* _DATASET_
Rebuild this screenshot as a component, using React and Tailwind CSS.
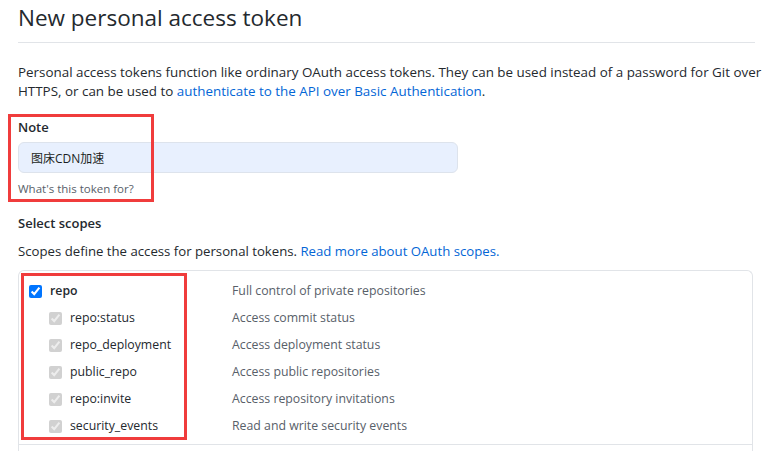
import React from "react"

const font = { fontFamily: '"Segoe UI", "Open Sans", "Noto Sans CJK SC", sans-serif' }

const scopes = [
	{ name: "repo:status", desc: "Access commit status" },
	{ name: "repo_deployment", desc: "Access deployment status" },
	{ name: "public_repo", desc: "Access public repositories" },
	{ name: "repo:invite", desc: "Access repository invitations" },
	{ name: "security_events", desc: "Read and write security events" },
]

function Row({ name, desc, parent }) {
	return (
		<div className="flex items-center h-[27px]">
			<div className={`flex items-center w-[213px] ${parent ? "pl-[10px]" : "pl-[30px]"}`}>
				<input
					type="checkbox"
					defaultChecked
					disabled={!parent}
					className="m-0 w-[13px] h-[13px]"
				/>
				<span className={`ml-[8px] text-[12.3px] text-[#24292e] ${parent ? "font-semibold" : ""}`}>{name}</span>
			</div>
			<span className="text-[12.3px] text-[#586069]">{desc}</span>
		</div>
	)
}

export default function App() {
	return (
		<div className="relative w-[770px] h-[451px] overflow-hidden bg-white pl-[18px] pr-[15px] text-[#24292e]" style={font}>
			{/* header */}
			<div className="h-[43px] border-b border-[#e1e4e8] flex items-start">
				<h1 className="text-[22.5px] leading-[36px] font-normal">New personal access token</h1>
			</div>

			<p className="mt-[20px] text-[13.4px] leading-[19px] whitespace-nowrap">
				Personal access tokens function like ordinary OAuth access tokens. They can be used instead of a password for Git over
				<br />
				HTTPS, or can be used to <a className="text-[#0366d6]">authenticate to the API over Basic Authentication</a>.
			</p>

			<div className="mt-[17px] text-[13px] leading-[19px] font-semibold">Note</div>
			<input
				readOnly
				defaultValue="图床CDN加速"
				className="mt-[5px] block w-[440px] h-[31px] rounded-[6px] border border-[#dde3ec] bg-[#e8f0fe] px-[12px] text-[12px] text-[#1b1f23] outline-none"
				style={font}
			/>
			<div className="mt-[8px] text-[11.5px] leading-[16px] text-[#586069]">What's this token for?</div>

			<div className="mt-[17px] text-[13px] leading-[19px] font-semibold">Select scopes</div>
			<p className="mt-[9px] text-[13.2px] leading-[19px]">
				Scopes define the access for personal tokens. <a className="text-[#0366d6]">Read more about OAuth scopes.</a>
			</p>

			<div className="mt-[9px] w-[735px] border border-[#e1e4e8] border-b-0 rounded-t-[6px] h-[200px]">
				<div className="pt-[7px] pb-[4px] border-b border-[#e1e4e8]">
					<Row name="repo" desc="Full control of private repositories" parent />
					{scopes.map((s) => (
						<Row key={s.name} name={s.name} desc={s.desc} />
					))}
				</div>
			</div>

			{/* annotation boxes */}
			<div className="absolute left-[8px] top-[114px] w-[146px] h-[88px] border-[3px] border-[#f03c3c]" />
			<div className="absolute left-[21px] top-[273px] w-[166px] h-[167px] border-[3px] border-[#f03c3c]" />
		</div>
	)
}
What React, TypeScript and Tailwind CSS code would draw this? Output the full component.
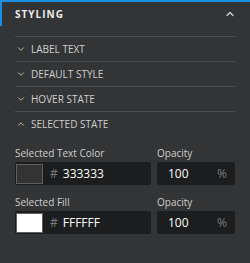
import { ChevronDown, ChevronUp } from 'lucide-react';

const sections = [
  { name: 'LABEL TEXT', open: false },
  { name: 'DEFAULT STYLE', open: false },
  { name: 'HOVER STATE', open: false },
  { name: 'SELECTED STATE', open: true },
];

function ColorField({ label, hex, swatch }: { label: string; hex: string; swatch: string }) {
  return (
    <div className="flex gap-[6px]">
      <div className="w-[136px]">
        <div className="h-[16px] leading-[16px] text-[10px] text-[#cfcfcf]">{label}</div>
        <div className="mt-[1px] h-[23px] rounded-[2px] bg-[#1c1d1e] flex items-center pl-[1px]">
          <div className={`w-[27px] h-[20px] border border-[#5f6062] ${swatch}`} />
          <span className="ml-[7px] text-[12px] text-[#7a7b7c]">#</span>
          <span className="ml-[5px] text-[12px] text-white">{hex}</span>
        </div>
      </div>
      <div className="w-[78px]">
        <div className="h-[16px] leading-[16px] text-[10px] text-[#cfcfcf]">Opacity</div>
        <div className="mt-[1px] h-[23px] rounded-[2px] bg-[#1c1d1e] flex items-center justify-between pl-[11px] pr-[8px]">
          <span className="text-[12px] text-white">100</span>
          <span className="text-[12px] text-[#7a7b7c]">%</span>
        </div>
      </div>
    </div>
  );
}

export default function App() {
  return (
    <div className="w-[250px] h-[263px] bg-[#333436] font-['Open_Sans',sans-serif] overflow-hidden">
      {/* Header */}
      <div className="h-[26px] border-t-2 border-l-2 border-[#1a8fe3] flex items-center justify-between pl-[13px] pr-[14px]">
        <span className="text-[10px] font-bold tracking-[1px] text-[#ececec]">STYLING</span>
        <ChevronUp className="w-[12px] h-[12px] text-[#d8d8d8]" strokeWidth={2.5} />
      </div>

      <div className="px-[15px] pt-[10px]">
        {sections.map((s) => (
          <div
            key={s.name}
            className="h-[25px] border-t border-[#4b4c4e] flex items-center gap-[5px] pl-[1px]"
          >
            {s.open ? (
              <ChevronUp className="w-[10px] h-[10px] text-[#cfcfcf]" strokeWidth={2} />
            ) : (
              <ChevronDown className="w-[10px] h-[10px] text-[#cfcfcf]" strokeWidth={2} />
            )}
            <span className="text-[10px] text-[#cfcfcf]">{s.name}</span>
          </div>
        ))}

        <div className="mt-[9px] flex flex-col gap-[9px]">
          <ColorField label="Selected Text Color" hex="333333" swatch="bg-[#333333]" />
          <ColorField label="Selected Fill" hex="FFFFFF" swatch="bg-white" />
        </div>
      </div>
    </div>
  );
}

* _SHORT TASK_
Show every line from the entries above in which the word "Tailwind" appears.

* _WRITTEN SOLUTION_
Rebuild this screenshot as a component, using React and Tailwind CSS.
What React, TypeScript and Tailwind CSS code would draw this? Output the full component.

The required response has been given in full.